*Given instruction*
Identify the lines that contain the word "with", then copy them.

(Web page code records)
- - - - -

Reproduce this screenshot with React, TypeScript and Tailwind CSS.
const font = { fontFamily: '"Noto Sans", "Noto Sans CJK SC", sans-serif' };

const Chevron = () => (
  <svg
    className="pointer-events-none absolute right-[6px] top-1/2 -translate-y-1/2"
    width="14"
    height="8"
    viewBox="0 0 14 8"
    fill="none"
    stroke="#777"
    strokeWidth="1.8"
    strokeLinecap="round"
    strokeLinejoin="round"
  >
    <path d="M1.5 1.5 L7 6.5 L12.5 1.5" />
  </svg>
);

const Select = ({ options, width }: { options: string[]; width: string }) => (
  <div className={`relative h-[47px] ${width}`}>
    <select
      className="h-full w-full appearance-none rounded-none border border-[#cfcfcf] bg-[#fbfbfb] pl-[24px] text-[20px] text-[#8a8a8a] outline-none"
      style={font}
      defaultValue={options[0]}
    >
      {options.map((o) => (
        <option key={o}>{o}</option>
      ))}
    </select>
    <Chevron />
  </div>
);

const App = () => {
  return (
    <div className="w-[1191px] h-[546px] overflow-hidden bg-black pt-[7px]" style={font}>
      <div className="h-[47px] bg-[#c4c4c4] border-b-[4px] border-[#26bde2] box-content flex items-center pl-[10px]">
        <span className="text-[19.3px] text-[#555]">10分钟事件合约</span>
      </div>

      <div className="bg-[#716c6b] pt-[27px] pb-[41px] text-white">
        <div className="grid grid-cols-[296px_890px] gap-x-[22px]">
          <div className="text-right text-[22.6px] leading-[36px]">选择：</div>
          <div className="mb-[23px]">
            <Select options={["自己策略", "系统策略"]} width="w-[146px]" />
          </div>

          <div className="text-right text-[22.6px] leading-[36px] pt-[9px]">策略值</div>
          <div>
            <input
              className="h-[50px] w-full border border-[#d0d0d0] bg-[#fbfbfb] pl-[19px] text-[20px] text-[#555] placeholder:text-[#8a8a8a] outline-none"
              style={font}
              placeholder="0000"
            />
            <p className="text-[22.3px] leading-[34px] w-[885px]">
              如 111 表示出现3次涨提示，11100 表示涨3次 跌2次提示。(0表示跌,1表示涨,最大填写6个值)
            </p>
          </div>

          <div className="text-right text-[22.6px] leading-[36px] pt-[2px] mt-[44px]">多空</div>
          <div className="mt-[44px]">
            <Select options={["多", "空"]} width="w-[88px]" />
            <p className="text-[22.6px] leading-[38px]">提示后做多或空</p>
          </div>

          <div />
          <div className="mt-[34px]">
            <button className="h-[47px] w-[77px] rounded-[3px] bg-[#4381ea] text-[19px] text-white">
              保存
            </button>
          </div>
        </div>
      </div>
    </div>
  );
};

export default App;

- - - - -

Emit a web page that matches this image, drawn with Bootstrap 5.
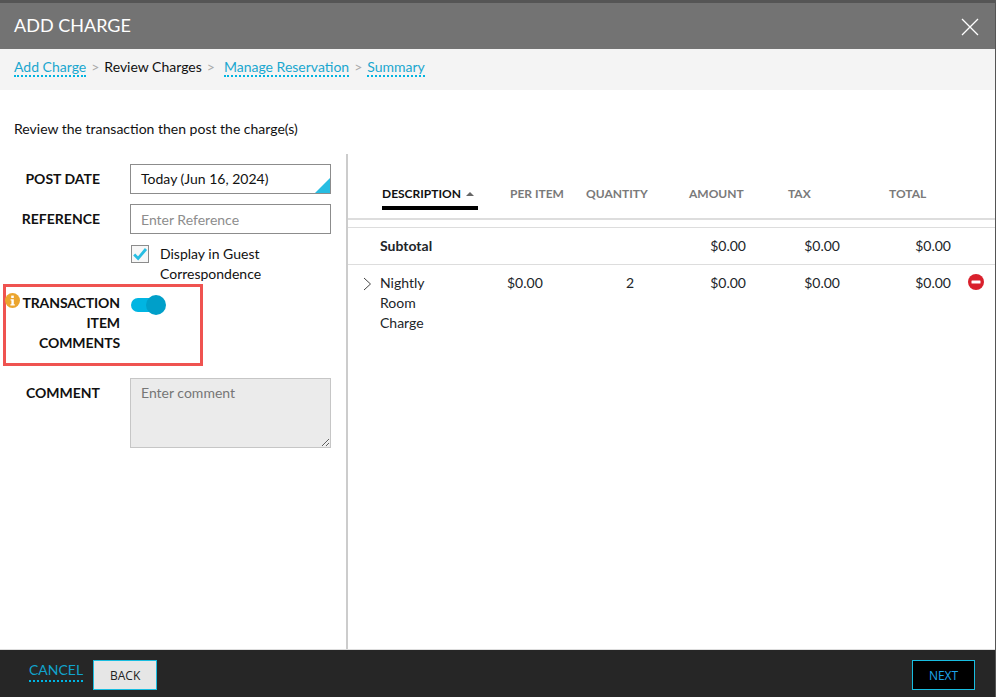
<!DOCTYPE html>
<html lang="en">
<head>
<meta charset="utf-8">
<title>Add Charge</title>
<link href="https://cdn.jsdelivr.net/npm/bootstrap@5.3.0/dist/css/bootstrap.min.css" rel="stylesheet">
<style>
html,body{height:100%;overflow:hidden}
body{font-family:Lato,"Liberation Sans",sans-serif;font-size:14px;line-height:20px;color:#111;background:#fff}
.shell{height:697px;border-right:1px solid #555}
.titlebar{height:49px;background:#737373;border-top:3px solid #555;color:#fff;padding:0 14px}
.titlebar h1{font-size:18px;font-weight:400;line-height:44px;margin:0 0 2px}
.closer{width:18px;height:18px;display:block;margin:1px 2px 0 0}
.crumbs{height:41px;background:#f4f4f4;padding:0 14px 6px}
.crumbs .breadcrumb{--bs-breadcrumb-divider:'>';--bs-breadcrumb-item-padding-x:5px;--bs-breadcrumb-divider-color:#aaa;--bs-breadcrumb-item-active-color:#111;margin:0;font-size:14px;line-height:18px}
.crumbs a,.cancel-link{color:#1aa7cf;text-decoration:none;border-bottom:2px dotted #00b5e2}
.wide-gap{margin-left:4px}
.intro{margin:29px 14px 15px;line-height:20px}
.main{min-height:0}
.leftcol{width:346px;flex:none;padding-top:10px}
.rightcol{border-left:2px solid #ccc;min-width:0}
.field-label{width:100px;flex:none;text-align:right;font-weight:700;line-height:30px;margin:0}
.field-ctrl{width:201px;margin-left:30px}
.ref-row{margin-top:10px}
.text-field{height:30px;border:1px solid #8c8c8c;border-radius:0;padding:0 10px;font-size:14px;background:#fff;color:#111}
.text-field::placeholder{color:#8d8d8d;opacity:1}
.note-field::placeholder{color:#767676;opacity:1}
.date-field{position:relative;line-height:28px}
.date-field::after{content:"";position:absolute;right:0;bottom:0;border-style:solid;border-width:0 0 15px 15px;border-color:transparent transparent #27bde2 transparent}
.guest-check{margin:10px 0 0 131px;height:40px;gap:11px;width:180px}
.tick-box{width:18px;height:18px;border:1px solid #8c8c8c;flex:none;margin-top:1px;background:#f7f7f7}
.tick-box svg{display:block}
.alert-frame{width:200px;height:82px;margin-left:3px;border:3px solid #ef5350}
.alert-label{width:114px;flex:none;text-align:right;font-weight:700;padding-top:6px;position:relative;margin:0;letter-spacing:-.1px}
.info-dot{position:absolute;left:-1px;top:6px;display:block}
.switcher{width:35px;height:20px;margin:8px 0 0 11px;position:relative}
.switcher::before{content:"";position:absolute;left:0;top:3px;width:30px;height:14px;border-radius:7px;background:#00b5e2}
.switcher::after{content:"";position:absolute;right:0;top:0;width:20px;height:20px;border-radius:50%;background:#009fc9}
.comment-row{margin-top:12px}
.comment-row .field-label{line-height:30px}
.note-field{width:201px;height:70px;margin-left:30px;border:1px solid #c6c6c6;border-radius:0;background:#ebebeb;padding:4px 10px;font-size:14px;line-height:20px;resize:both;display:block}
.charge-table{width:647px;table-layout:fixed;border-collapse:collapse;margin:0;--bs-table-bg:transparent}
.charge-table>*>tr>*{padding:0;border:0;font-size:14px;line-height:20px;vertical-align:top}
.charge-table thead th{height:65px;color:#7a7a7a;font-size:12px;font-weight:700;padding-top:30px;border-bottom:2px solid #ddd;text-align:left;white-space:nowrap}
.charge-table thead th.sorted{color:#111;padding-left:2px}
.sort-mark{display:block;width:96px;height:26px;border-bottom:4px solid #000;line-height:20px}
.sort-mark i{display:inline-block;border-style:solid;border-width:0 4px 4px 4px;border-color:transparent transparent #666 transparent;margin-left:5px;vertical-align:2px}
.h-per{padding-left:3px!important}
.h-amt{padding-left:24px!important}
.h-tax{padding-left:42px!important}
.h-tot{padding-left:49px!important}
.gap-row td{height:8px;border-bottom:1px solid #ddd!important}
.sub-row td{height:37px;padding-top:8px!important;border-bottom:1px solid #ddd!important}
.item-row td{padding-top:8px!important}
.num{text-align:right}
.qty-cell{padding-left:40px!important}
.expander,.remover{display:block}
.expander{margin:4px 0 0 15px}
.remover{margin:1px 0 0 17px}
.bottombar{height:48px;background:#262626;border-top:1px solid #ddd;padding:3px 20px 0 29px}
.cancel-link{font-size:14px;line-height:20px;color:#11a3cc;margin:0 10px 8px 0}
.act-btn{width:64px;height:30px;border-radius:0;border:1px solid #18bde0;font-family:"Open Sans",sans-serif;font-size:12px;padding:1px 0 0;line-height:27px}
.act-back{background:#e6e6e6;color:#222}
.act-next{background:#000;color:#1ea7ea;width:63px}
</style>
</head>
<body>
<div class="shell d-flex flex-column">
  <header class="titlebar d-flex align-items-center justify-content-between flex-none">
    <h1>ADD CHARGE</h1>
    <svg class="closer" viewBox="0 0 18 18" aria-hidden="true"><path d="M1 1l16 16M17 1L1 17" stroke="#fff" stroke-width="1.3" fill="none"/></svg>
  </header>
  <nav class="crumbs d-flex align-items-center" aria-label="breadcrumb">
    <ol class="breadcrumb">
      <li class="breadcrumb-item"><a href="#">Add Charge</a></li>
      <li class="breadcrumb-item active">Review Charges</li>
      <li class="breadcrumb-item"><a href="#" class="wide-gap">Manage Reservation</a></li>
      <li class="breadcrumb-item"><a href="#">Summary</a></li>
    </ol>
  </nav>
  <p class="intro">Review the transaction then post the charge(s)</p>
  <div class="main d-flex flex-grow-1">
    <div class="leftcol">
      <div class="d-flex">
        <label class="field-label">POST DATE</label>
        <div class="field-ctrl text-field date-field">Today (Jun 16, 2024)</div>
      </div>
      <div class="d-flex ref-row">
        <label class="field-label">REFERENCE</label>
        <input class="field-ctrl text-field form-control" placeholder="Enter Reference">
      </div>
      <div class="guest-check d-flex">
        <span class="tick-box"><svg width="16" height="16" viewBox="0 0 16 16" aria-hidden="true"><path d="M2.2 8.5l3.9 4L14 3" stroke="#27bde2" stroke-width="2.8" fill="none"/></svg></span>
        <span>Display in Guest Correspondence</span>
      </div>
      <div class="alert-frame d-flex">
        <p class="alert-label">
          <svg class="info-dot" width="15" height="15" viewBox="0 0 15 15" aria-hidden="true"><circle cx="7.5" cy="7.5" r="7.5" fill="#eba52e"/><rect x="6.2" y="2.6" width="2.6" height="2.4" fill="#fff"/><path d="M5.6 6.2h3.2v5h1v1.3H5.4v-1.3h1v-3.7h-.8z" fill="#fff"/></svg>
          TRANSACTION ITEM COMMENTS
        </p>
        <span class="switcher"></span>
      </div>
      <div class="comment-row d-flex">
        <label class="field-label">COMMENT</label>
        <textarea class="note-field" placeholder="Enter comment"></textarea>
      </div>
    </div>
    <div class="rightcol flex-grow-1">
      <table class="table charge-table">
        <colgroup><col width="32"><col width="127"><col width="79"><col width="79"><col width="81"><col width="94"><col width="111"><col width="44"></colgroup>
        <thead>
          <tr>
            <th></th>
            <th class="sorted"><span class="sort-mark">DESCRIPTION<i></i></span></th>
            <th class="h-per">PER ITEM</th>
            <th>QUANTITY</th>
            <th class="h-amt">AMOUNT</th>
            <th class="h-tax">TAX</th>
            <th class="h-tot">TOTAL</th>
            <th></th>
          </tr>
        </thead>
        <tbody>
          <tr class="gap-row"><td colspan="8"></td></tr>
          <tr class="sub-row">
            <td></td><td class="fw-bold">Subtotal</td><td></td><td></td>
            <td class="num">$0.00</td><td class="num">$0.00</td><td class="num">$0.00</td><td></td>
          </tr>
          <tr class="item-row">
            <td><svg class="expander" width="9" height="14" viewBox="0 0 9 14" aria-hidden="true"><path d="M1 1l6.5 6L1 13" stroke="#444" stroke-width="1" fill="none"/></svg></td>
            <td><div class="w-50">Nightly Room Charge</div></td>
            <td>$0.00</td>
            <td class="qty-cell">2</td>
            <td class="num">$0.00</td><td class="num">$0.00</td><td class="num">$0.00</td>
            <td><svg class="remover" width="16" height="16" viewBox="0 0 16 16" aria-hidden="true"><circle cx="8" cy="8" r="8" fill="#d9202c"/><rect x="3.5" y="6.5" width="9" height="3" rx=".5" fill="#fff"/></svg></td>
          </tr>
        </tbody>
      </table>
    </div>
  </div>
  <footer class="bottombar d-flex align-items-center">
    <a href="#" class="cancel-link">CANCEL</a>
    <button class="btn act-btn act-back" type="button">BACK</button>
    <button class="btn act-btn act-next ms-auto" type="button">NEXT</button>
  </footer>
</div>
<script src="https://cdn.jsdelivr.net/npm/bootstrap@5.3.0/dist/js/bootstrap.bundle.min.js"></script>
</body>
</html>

- - - - -

*The result*
Reproduce this screenshot with React, TypeScript and Tailwind CSS.
Emit a web page that matches this image, drawn with Bootstrap 5.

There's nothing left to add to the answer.